Earlier this year the SEC publicly released our findings from an extensive 10-month examination of the three major credit rating agencies that uncovered significant weaknesses in their ratings practices for mortgage-backed securities and that called into question the impartiality of their ratings. The SEC last summer proposed comprehensive reforms to regulate the conflicts of interests, disclosures, internal policies, and business practices of credit rating agencies. The proposed rules addressed conflicts of interest and required new disclosures designed to increase the transparency and accountability of credit rating agencies.

Today, after taking into account the many comments the agency has received, and revising the proposals to address practical concerns that were brought to our attention through this public notice and comment procedure, we are prepared to issue final rules. These new rules will promote the goals of the Credit Rating Agency Reform Act of 2006 of improving ratings quality for the protection of investors and in the public interest by fostering accountability, transparency, and competition in the credit rating agency industry.
The rule amendments come after the SEC released the results [report, PDF; SEC press release] in July of a 10-month probe into the failures of credit rating agencies to adequately protect shareholders during the global financial crisis [JURIST news report].
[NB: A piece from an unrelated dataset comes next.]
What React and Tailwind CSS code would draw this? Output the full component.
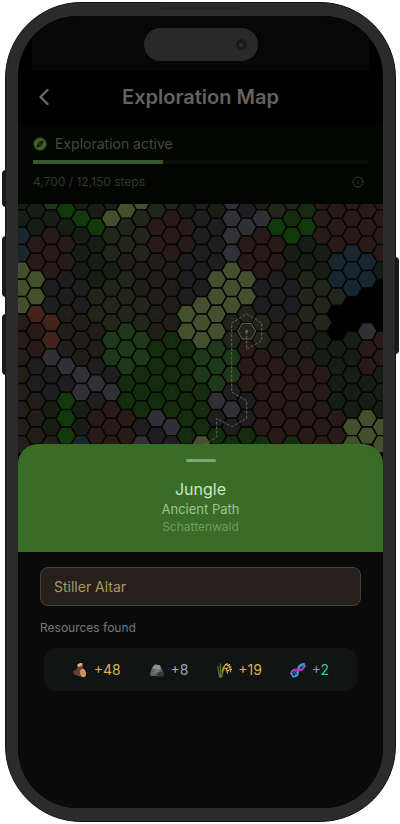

The SEC has been actively investigating certain sectors of the US financial industry in the wake of the financial crisis and the $700 billion financial rescue bill [JURIST report] passed in September. In early October, the SEC began an agency review of financial accounting procedures [JURIST report], including "mark-to-market" [SEC backgrounder] rules. Later in October, SEC Chairman Cox testified before a Congressional committee [JURIST report], stating that the credit crisis demonstrates the need for greater regulation of credit default swaps and investment banking.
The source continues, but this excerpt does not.